The base problem across the industry is photographers - and other artists - who have no clue about their true costs, no understanding of business, and who are giving their work away.
Everyone says "well of course they have no talent", but that is not true in many cases. I have a friend who is a very good graphic artist. But he did one job where he drove 1 hour each way to meet the client, then drove 1 hour each way another day to shoot, then shot for 3 hours, then spent 2 hours compositing in Photoshop. All for $50!
Then the client slow pays him ..... I told him to go get a job at McDonalds.
Of course there were all kinds of promises along tge way - they would hire him to maintain the web for he company, etc.
And their are a ton more like him waiting in line, when he (inevitably) goes bancrupt and gets a job at a call center.
So it is stupid idiots like that who have no conception of their CODB, amortization of equipment, understanding why they need insurance, etc. who are particulary irritating. Of course in law you have requirements to pass a bar exam, etc., which keeps out the know-nothings who would offer to represent you in court for $5 an hour, draw up a will, etc. In retail you have laws against selling for less than the cost of goods sold, like milk at $0.25 per gallon.

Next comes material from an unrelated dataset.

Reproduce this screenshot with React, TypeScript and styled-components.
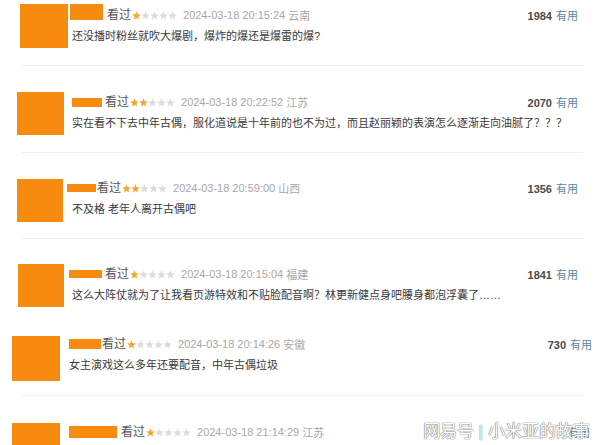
import React from "react";
import styled, { createGlobalStyle } from "styled-components";

const Global = createGlobalStyle`
  html, body { margin: 0; padding: 0; background: #fff; }
  body { font-family: "Liberation Sans", "Noto Sans CJK SC", sans-serif; }
`;

const Page = styled.div`
  position: relative;
  width: 600px;
  height: 445px;
  overflow: hidden;
  background: #fff;
  display: flex;
  flex-direction: column;
`;

const Item = styled.div<{ $h: number; $pt: number; $left: number }>`
  flex: none;
  box-sizing: border-box;
  height: ${(p) => p.$h}px;
  padding-top: ${(p) => p.$pt}px;
  padding-left: ${(p) => p.$left}px;
  display: flex;
  align-items: flex-start;
`;

const Avatar = styled.div<{ $w: number; $h: number }>`
  flex: none;
  width: ${(p) => p.$w}px;
  height: ${(p) => p.$h}px;
  background: #f78b0f;
`;

const Body = styled.div<{ $gap: number; $right: number }>`
  flex: 1;
  min-width: 0;
  margin-left: ${(p) => p.$gap}px;
  padding-right: ${(p) => p.$right}px;
  display: flex;
  flex-direction: column;
`;

const Header = styled.div<{ $mt: number }>`
  height: 20px;
  margin-top: ${(p) => p.$mt}px;
  display: flex;
  align-items: center;
  white-space: nowrap;
`;

const NameBar = styled.span<{ $w: number; $h: number; $ml: number; $lift: number }>`
  flex: none;
  width: ${(p) => p.$w}px;
  height: ${(p) => p.$h}px;
  margin-left: ${(p) => p.$ml}px;
  margin-bottom: ${(p) => p.$lift}px;
  background: #f78b0f;
`;

const Watched = styled.span<{ $ml: number }>`
  margin-left: ${(p) => p.$ml}px;
  font-size: 12px;
  color: #555;
  line-height: 20px;
`;

const Stars = styled.span`
  display: inline-flex;
  margin-left: 1px;
  gap: 0;
`;

const Time = styled.span`
  margin-left: 6px;
  font-size: 11px;
  color: #a8a8a8;
`;

const Place = styled.span`
  margin-left: 3px;
  font-size: 11px;
  color: #a8a8a8;
`;

const Votes = styled.span`
  margin-left: auto;
  font-size: 11px;
  color: #4a4a4a;
  font-weight: bold;
`;

const Useful = styled.span`
  margin-left: 4px;
  font-weight: normal;
  color: #5a86aa;
`;

const Comment = styled.div`
  margin-top: 3px;
  font-size: 11px;
  line-height: 16px;
  color: #3a3a3a;
  white-space: nowrap;
`;

const Divider = styled.div`
  flex: none;
  height: 1px;
  margin-left: 22px;
  width: 561px;
  background: #efefef;
`;

const Watermark = styled.div`
  position: absolute;
  right: 10px;
  bottom: 3px;
  font-size: 17px;
  line-height: 20px;
  color: #fff;
  white-space: nowrap;
  text-shadow: 0 0 1px #777, 0 0 1px #777, 0 0 1px #999;
  letter-spacing: 0;
`;

const Star: React.FC<{ on: boolean }> = ({ on }) => (
  <svg width="9" height="9" viewBox="0 0 10 10">
    <polygon
      points="5,0.4 6.3,3.6 9.7,3.8 7.1,6 7.9,9.4 5,7.6 2.1,9.4 2.9,6 0.3,3.8 3.7,3.6"
      fill={on ? "#f5a52a" : "#dcdcdc"}
    />
  </svg>
);

type Row = {
  h: number;
  pt: number;
  left: number;
  aw: number;
  ah: number;
  gap: number;
  right: number;
  mt: number;
  bw: number;
  bh: number;
  bml: number;
  lift: number;
  wml: number;
  stars: number;
  time: string;
  place: string;
  votes: string;
  text: string;
  divider: boolean;
};

const rows: Row[] = [
  {
    h: 65, pt: 4, left: 20, aw: 48, ah: 44, gap: 4, right: 22, mt: 1,
    bw: 33, bh: 16, bml: -2, lift: 6, wml: 4, stars: 1,
    time: "2024-03-18 20:15:24", place: "云南", votes: "1984",
    text: "还没播时粉丝就吹大爆剧，爆炸的爆还是爆雷的爆?", divider: true,
  },
  {
    h: 86, pt: 26, left: 17, aw: 47, ah: 43, gap: 8, right: 22, mt: 0,
    bw: 30, bh: 9, bml: 0, lift: 0, wml: 3, stars: 2,
    time: "2024-03-18 20:22:52", place: "江苏", votes: "2070",
    text: "实在看不下去中年古偶，服化道说是十年前的也不为过，而且赵丽颖的表演怎么逐渐走向油腻了？？？",
    divider: true,
  },
  {
    h: 85, pt: 26, left: 17, aw: 46, ah: 43, gap: 9, right: 22, mt: -1,
    bw: 29, bh: 8, bml: -5, lift: 0, wml: 1, stars: 2,
    time: "2024-03-18 20:59:00", place: "山西", votes: "1356",
    text: "不及格 老年人离开古偶吧", divider: true,
  },
  {
    h: 91, pt: 25, left: 18, aw: 46, ah: 43, gap: 8, right: 22, mt: 0,
    bw: 33, bh: 8, bml: -3, lift: 0, wml: 3, stars: 1,
    time: "2024-03-18 20:15:04", place: "福建", votes: "1841",
    text: "这么大阵仗就为了让我看页游特效和不贴脸配音啊？林更新健点身吧腰身都泡浮囊了……",
    divider: false,
  },
  {
    h: 65, pt: 6, left: 12, aw: 48, ah: 45, gap: 9, right: 8, mt: -2,
    bw: 32, bh: 10, bml: 0, lift: 0, wml: 1, stars: 1,
    time: "2024-03-18 20:14:26", place: "安徽", votes: "730",
    text: "女主演戏这么多年还要配音，中年古偶垃圾", divider: true,
  },
  {
    h: 60, pt: 27, left: 12, aw: 48, ah: 45, gap: 9, right: 10, mt: -1,
    bw: 48, bh: 12, bml: 0, lift: 0, wml: 4, stars: 1,
    time: "2024-03-18 21:14:29", place: "江苏", votes: "",
    text: "", divider: false,
  },
];

export default function App() {
  return (
    <>
      <Global />
      <Page>
        {rows.map((r, i) => (
          <React.Fragment key={i}>
            <Item $h={r.h} $pt={r.pt} $left={r.left}>
              <Avatar $w={r.aw} $h={r.ah} />
              <Body $gap={r.gap} $right={r.right}>
                <Header $mt={r.mt}>
                  <NameBar $w={r.bw} $h={r.bh} $ml={r.bml} $lift={r.lift} />
                  <Watched $ml={r.wml}>看过</Watched>
                  <Stars>
                    {[0, 1, 2, 3, 4].map((s) => (
                      <Star key={s} on={s < r.stars} />
                    ))}
                  </Stars>
                  <Time>{r.time}</Time>
                  <Place>{r.place}</Place>
                  <Votes>
                    {r.votes}
                    <Useful>有用</Useful>
                  </Votes>
                </Header>
                {r.text && <Comment>{r.text}</Comment>}
              </Body>
            </Item>
            {r.divider && <Divider />}
          </React.Fragment>
        ))}
        <Watermark>网易号 | 小米亚的故事</Watermark>
      </Page>
    </>
  );
}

There are three primary effects of these folks, in stick or any other niche:
1) it makes it impossible for young professionals to earn enough to support themselves while they build a business,
2) it takes away the bread-and-butter, day to day jobs that help local photographers survive between more creative, lucrative paying work, and
3) it conditions clients who would have the funds to pay realistic rates for what they are reqesting to have no clue as to what decent photography should cost. They waste a lot of our time, and it is too late to educate them about realstc rates. Like I am going to haul $15k worth of equipment and put in an 8 hour day for a job that won't even pay to cover equipment wear and tear?
I would get job offers for $150 for a day when my Canon 1DsII was renting for $250 per day! I found it more profitable to just rent out the equipment and stay home.
So the irritation isn't with the "laws of the economy", or gravity, or whatever. It is with idiots who don't have a clue babbling about their "profession" in photography. I don't mean to imply that any of tge folks here are like that. But there are certainly enough of those folks in most niches now - sports photography, senior portraits, stock, etc. that the economics really don't make any sense at all as a "profession."
And when I can make an average of $50 to $100 per hour - since 1995 at least - with some variation of my photography/Photoshop/digital imaging/computer skill set, I don't even self identify as being in that business, because I don't want to waste time talking to clients who want something for $25 to $100. I'd have to bill them more than that to cone out ahead answering their e-mails and endless phone calls.
As a "profession", photography is a mess right now.